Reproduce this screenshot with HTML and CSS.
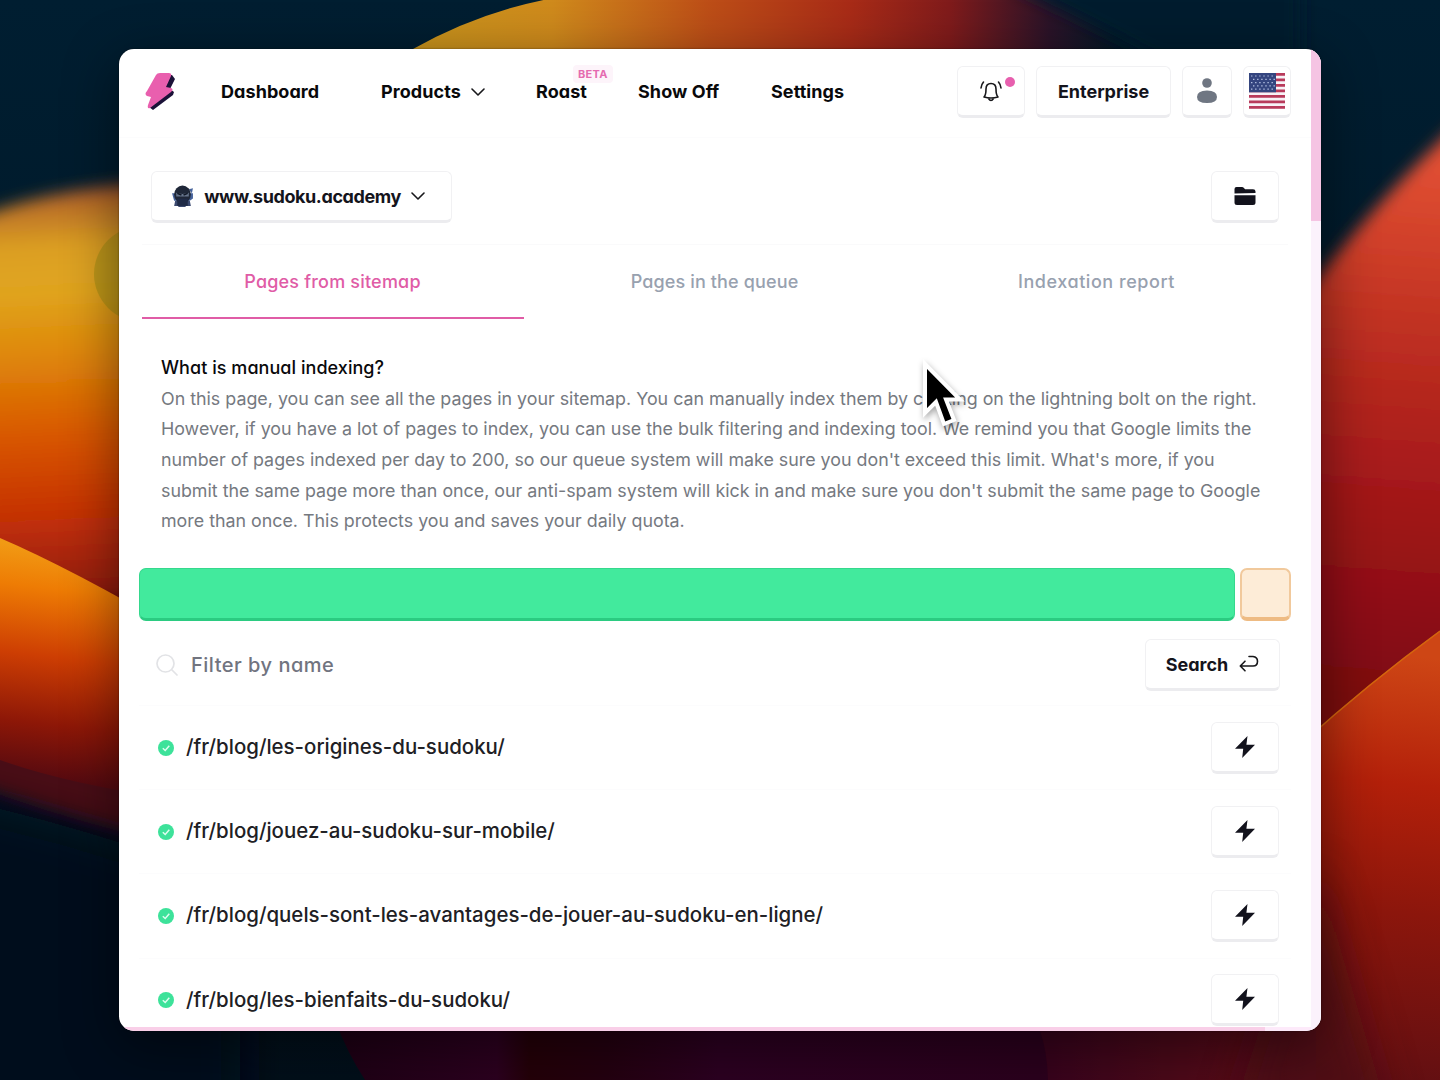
FILE: index.html
```html
<!DOCTYPE html>
<html lang="en">
<head>
<meta charset="utf-8">
<title>Manual indexing</title>
<link rel="stylesheet" href="styles.css">
</head>
<body>
<svg class="wallpaper" viewBox="0 0 1440 1080" aria-hidden="true">
  <defs>
    <filter id="soft" x="-20%" y="-20%" width="140%" height="140%"><feGaussianBlur stdDeviation="8"/></filter>
    <filter id="wide" x="-60%" y="-60%" width="220%" height="220%"><feGaussianBlur stdDeviation="20"/></filter>
    <linearGradient id="sky" x1="0" y1="0" x2="0" y2="1"><stop offset="0" stop-color="#001e31"/><stop offset=".6" stop-color="#001624"/><stop offset="1" stop-color="#020f1a"/></linearGradient>
    <linearGradient id="top" gradientUnits="userSpaceOnUse" x1="410" y1="0" x2="1120" y2="0"><stop offset="0" stop-color="#c8941c"/><stop offset=".2" stop-color="#cf8a1c"/><stop offset=".42" stop-color="#bd4e17"/><stop offset=".62" stop-color="#a82b17"/><stop offset=".76" stop-color="#801b1b"/><stop offset=".9" stop-color="#2b1328"/><stop offset="1" stop-color="#001827"/></linearGradient>
    <linearGradient id="left" gradientUnits="userSpaceOnUse" x1="40" y1="170" x2="60" y2="600"><stop offset="0" stop-color="#7c2331"/><stop offset=".08" stop-color="#b86d28"/><stop offset=".18" stop-color="#dc9f22"/><stop offset=".28" stop-color="#e0a51f"/><stop offset=".43" stop-color="#df8707"/><stop offset=".62" stop-color="#d85605"/><stop offset=".8" stop-color="#c53106"/><stop offset="1" stop-color="#8c1a0c"/></linearGradient>
    <linearGradient id="petal" gradientUnits="userSpaceOnUse" x1="30" y1="545" x2="0" y2="815"><stop offset="0" stop-color="#f19a14"/><stop offset=".15" stop-color="#ee7c04"/><stop offset=".4" stop-color="#cd3e03"/><stop offset=".65" stop-color="#8d1707"/><stop offset=".85" stop-color="#560a10"/><stop offset="1" stop-color="#3a0a12"/></linearGradient>
    <linearGradient id="right" gradientUnits="userSpaceOnUse" x1="1400" y1="170" x2="1360" y2="700"><stop offset="0" stop-color="#df4d31"/><stop offset=".3" stop-color="#bf3021"/><stop offset=".65" stop-color="#9f1418"/><stop offset="1" stop-color="#7c0b10"/></linearGradient>
    <linearGradient id="rightlow" gradientUnits="userSpaceOnUse" x1="1400" y1="655" x2="1360" y2="1080"><stop offset="0" stop-color="#ce4615"/><stop offset=".3" stop-color="#b3200a"/><stop offset=".6" stop-color="#8c160c"/><stop offset="1" stop-color="#620f12"/></linearGradient>
    <linearGradient id="floor" gradientUnits="userSpaceOnUse" x1="330" y1="0" x2="1440" y2="0"><stop offset="0" stop-color="#1d0014"/><stop offset=".15" stop-color="#2c001f"/><stop offset=".18" stop-color="#240008"/><stop offset=".25" stop-color="#240010"/><stop offset=".35" stop-color="#2c0021"/><stop offset=".64" stop-color="#2b001d"/><stop offset=".75" stop-color="#440819"/><stop offset=".9" stop-color="#680f14"/><stop offset="1" stop-color="#7b1010"/></linearGradient>
  </defs>
  <rect width="1440" height="1080" fill="url(#sky)"/>
  <path d="M413 49 Q500 0 600-8 H1130 V60 H413Z" fill="url(#top)"/>
  <path d="M950-40 Q1050 0 1160 60 H1300 V-40Z" fill="#001c2e" filter="url(#soft)"/>
  <path d="M-100 258 Q30 170 240 184 V640 H-100Z" fill="url(#left)" filter="url(#soft)"/>
  <circle cx="142" cy="274" r="48" fill="#9c8a12" opacity=".5"/>
  <path d="M-100 600 H240 V856 Q70 830 -100 755Z" fill="#480a12" filter="url(#soft)"/>
  <path d="M0 538 Q70 568 180 632 V800 Q70 785 0 760Z" fill="url(#petal)"/>
  <path d="M-120 785 Q50 812 240 885 V1240 H-120Z" fill="#01111c" filter="url(#wide)"/>
  <path d="M1240 400 Q1320 245 1500 85 V760 H1240Z" fill="url(#right)" filter="url(#soft)"/>
  <path d="M335 1020 Q350 1060 372 1090 H1440 V1020Z" fill="url(#floor)"/>
  <path d="M1040 1031 Q1047 1050 1048 1080 H1440 V1031Z" fill="#5a0c1a" opacity=".25"/>
  <path d="M1316 731 Q1370 682 1440 631 V1080 H1316Z" fill="url(#rightlow)"/>
  <path d="M1300 745 Q1370 682 1440 631" fill="none" stroke="#d4660d" stroke-width="1.5"/>
  <path d="M1230 1120 L1315 860 L1390 1120Z" fill="#430a18" opacity=".6" filter="url(#wide)"/>
</svg>

<div class="window">
 <div class="page">
  <header class="topbar">
    <svg class="logo" viewBox="0 0 32 40"><path d="M17 3 L27 3 L30 7 L25 17 L29 20 L28 23 L8 38 L4 35Z" fill="#1b1238"/><path d="M11 3 Q12 1 15 1 L24 1 Q27 1 26 4 L21 15 L26 16 Q29 17 26 20 L5 36 Q2 37 3 33 L6 25 L2 24 Q-1 22 2 19 Z" fill="#e95fae"/></svg>
    <nav class="nav">
      <a>Dashboard</a>
      <a>Products<svg class="chev" viewBox="0 0 14 10"><path d="M1 2 L7 8 L13 2"/></svg></a>
      <a>Roast<span class="beta">BETA</span></a>
      <a>Show Off</a>
      <a>Settings</a>
    </nav>
    <div class="actions">
      <button class="btn bell"><svg viewBox="0 0 24 24" width="24" height="24"><path d="M5 18 Q7 16 7 10 Q7 4.500 12 4.500 Q17 4.500 17 10 Q17 16 19 18 Q12 20 5 18Z M9.500 19.500 Q12 23.500 14.500 19.500 M2 9 Q2.300 5.500 4.500 3 M22 9 Q21.700 5.500 19.500 3"/></svg><i class="dot"></i></button>
      <button class="btn plan">Enterprise</button>
      <button class="btn user"><svg viewBox="0 0 22 26" width="22" height="26"><circle cx="11" cy="5" r="4.800"/><path d="M1 19 Q1 12.500 11 12.500 Q21 12.500 21 19 Q21 25 11 25 Q1 25 1 19Z"/></svg></button>
      <button class="btn flag"><svg viewBox="0 0 36 36" width="36" height="36"><rect width="36" height="36" rx="2" fill="#f7f2f7"/><path d="M0 1.400H36M0 6.900H36M0 12.400H36M0 17.900H36M0 23.400H36M0 28.900H36M0 34.400H36" stroke="#b83a5b" stroke-width="2.800"/><rect width="27" height="19.300" fill="#34457f"/><path d="M2 3H26M4 6.300H26M2 9.600H26M4 12.900H26M2 16.200H26" stroke="#b3c0e2" stroke-width="1.200" stroke-dasharray="1.400 2.700"/></svg></button>
    </div>
  </header>

  <section class="sitebar">
    <button class="btn site">
      <svg viewBox="0 0 20 22" width="21" height="23"><path d="M3 15H17L18 20H13V21H6V20H2Z" fill="#3c4a70"/><path d="M16 4L20 3L19 8Z M0 8H20V13L17 15H2Z" fill="#47639b"/><ellipse cx="10" cy="9" rx="8" ry="8.500" fill="#1f2738"/><path d="M4 7.500 Q10 9.500 16 7.500 V11 H4Z" fill="#66748b"/><path d="M5 8 L9 9.600 M15 8 L11 9.600" stroke="#111827" stroke-width="1.500"/><rect x="5" y="13" width="10" height="7" fill="#202b47"/></svg>
      <span class="host">www.sudoku.academy</span><svg class="chev" viewBox="0 0 14 10"><path d="M1 2 L7 8 L13 2"/></svg>
    </button>
    <button class="btn sq"><svg viewBox="0 0 22 20" width="22" height="20"><path d="M.5 7.500V3Q.5 1 2.500 1H8Q9 1 10 2L11 3.200H19Q21.500 3.200 21.500 5.500V7Z M.5 9.200H21.500V16.500Q21.500 19 19 19H3Q.5 19 .5 16.500Z"/></svg></button>
  </section>

  <section class="tabs">
    <a class="tab on">Pages from sitemap</a>
    <a class="tab queue">Pages in the queue</a>
    <a class="tab report">Indexation report</a>
  </section>

  <section class="about">
    <h2>What is manual indexing?</h2>
    <p>On this page, you can see all the pages in your sitemap. You can manually index them by clicking on the lightning bolt on the right.<br>However, if you have a lot of pages to index, you can use the bulk filtering and indexing tool. We remind you that Google limits the<br>number of pages indexed per day to 200, so our queue system will make sure you don't exceed this limit. What's more, if you<br>submit the same page more than once, our anti-spam system will kick in and make sure you don't submit the same page to Google<br>more than once. This protects you and saves your daily quota.</p>
  </section>

  <section class="progress"><div class="done"></div><div class="left"></div></section>

  <section class="filter">
    <svg viewBox="0 0 22 22" width="22" height="22"><circle cx="9.500" cy="9.500" r="8.500"/><path d="M16 16 L21 21"/></svg>
    <span class="ph">Filter by name</span>
    <button class="btn search">Search<svg viewBox="0 0 20 18" width="20" height="18"><path d="M10 1.500H14Q18.500 2 18.500 6.300Q18.500 11 14 11H1.500M6 6.200L1.300 11L6 15.800"/></svg></button>
  </section>

  <ul class="rows">
    <li><svg class="ok" viewBox="0 0 16 16"><circle cx="8" cy="8" r="8"/><path d="M4.800 8.300L7.200 10.500L11.300 5.800"/></svg><span class="url">/fr/blog/les-origines-du-sudoku/</span><button class="btn sq"><svg viewBox="0 0 22 24" width="22" height="24"><path d="M13.500 1L1 13.700H9.200L8.200 23L21 9.800H12.400Z"/></svg></button></li>
    <li><svg class="ok" viewBox="0 0 16 16"><circle cx="8" cy="8" r="8"/><path d="M4.800 8.300L7.200 10.500L11.300 5.800"/></svg><span class="url">/fr/blog/jouez-au-sudoku-sur-mobile/</span><button class="btn sq"><svg viewBox="0 0 22 24" width="22" height="24"><path d="M13.500 1L1 13.700H9.200L8.200 23L21 9.800H12.400Z"/></svg></button></li>
    <li><svg class="ok" viewBox="0 0 16 16"><circle cx="8" cy="8" r="8"/><path d="M4.800 8.300L7.200 10.500L11.300 5.800"/></svg><span class="url">/fr/blog/quels-sont-les-avantages-de-jouer-au-sudoku-en-ligne/</span><button class="btn sq"><svg viewBox="0 0 22 24" width="22" height="24"><path d="M13.500 1L1 13.700H9.200L8.200 23L21 9.800H12.400Z"/></svg></button></li>
    <li><svg class="ok" viewBox="0 0 16 16"><circle cx="8" cy="8" r="8"/><path d="M4.800 8.300L7.200 10.500L11.300 5.800"/></svg><span class="url">/fr/blog/les-bienfaits-du-sudoku/</span><button class="btn sq"><svg viewBox="0 0 22 24" width="22" height="24"><path d="M13.500 1L1 13.700H9.200L8.200 23L21 9.800H12.400Z"/></svg></button></li>
  </ul>
 </div>
 <div class="track"><div class="thumb"></div></div>
 <div class="hbar"></div>
</div>
<svg class="cursor" viewBox="0 0 50 76" width="50" height="76"><path d="M7 7 V56 L18 45 L26 67 L36 63 L28 42.500 H42Z" fill="#000" stroke="#fff" stroke-width="4"/></svg>
</body>
</html>
```
FILE: styles.css
```css
* { box-sizing: border-box; }
body { margin: 0; width: 1440px; height: 1080px; overflow: hidden; background: #001a2a; font-family: Inter, "Noto Sans", sans-serif; color: #14141c; position: relative; }
.wallpaper { position: absolute; inset: 0; width: 1440px; height: 1080px; }
.window { position: relative; width: 1202px; height: 982px; margin: 49px 0 0 119px; border-radius: 15px; overflow: hidden; background: #fff; display: grid; grid-template: 1fr 4px / 1fr 10px; box-shadow: 0 14px 55px rgba(0,0,0,.48), 0 0 2px rgba(0,0,0,.5); }
.window * { flex-shrink: 0; }
.page { overflow: hidden; min-height: 0; display: flex; flex-direction: column; }
.track { grid-column: 2; grid-row: 1 / 3; background: #fbf2fc; }
.thumb { height: 172px; background: #f5c4e3; }
.hbar { grid-row: 2; grid-column: 1; background: linear-gradient(90deg, #f9cfe8 0 1146px, #fdeafa 1146px); }

.nav, .btn, .tab, h2, .ph { font-feature-settings: "cv11"; }
.topbar { height: 89px; display: flex; align-items: center; padding: 0 20px 3px 26px; border-bottom: 1px solid #fcfcfd; }
.logo { width: 32px; height: 40px; }
.nav { display: grid; grid-template-columns: 160px 155px 102px 133px 110px; margin-left: 44px; width: 660px; font-size: 18px; font-weight: 650; color: #09090b; letter-spacing: .07px; }
.nav a { display: flex; align-items: center; position: relative; }
.chev { width: 14px; height: 10px; fill: none; stroke: #18181b; stroke-width: 1.6; stroke-linecap: round; stroke-linejoin: round; margin-left: 10px; }
.beta { position: absolute; left: 37px; top: -16px; padding: 2px 5px; border-radius: 4px; background: #fdf4fa; color: #e56bb0; font-size: 11px; line-height: 14px; font-weight: 700; letter-spacing: .3px; }
.actions { display: flex; gap: 11px; margin-left: auto; padding-top: 1px; }
.btn { font-family: inherit; font-size: 18px; font-weight: 650; color: #14141c; background: #fff; border: 1px solid #f1f1f3; border-bottom: 3px solid #ececef; border-radius: 6px; height: 52px; padding: 0; display: flex; align-items: center; justify-content: center; position: relative; }
.bell { width: 68px; }
.bell svg { fill: none; stroke: #18181b; stroke-width: 1.6; stroke-linecap: round; stroke-linejoin: round; }
.dot { position: absolute; width: 10px; height: 10px; border-radius: 50%; background: #e75fae; right: 9px; top: 10px; }
.plan { width: 135px; }
.user { width: 50px; }
.user svg { fill: #6f7682; }
.flag { width: 48px; }

.sitebar { height: 106px; padding: 12px 32px 0 32px; display: flex; align-items: center; justify-content: space-between; }
.site { width: 301px; padding-right: 6px; }
.host { margin-left: 11px; letter-spacing: -.42px; }
.sq { width: 68px; fill: #12121c; }

.tabs { height: 75px; margin: 0 23px 0 23px; display: grid; grid-template-columns: repeat(3, 1fr); border-top: 1px solid #fafafb; }
.tab { display: flex; align-items: center; justify-content: center; font-size: 18px; font-weight: 550; letter-spacing: .2px; color: #98a1af; border-bottom: 2px solid transparent; padding-right: 1px; }
.tab.on { color: #e05ca6; border-color: #e05ca6; }
.queue { letter-spacing: .14px; }
.report { letter-spacing: .55px; }

.about { padding: 34px 20px 0 42px; height: 249px; }
h2 { margin: 0; font-size: 18px; font-weight: 500; line-height: 30.6px; color: #09090b; letter-spacing: .05px; }
.about p { margin: 0; font-size: 17.84px; line-height: 30.65px; color: #75797f; white-space: nowrap; }

.progress { display: flex; gap: 5px; padding-left: 20px; height: 53px; }
.done { width: 1096px; background: #42ea9d; border: 1px solid #35d88d; border-bottom: 3px solid #2bcb81; border-radius: 7px; }
.left { width: 51px; background: #fdecd7; border: 2px solid #f1c99c; border-bottom: 4px solid #eebb83; border-radius: 7px; }

.filter { height: 85px; margin: 0 20px; padding: 4px 11px 0 17px; display: flex; align-items: center; border-bottom: 1px solid #fcfcfd; }
.filter > svg { fill: none; stroke: #e2e3e6; stroke-width: 1.7; stroke-linecap: round; }
.ph { margin-left: 13px; font-size: 20px; font-weight: 450; letter-spacing: .5px; color: #71747f; padding-bottom: 1px; }
.search { width: 135px; margin-left: auto; gap: 11px; }
.search svg { fill: none; stroke: #18181b; stroke-width: 1.6; stroke-linecap: round; stroke-linejoin: round; }

.rows { list-style: none; margin: 0 20px; padding: 0; }
.rows li { height: 84.2px; padding: 0 12px 0 19px; display: flex; align-items: center; border-bottom: 1px solid #fcfcfd; }
.ok { width: 16px; height: 16px; fill: #3de29a; }
.ok path { fill: none; stroke: #dffdf0; stroke-width: 1.5; }
.url { margin-left: 12px; font-size: 20.44px; font-weight: 500; color: #202024; padding-bottom: 2px; }
.rows .sq { margin-left: auto; }

.cursor { position: absolute; left: 918px; top: 357px; filter: drop-shadow(1px 3px 3px rgba(0,0,0,.35)); }
```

[Description of the task]:
Search the lines for the string "this" and copy every line that has it.

[The output]:
Reproduce this screenshot with HTML and CSS.
    <p>On this page, you can see all the pages in your sitemap. You can manually index them by clicking on the lightning bolt on the right.<br>However, if you have a lot of pages to index, you can use the bulk filtering and indexing tool. We remind you that Google limits the<br>number of pages indexed per day to 200, so our queue system will make sure you don't exceed this limit. What's more, if you<br>submit the same page more than once, our anti-spam system will kick in and make sure you don't submit the same page to Google<br>more than once. This protects you and saves your daily quota.</p>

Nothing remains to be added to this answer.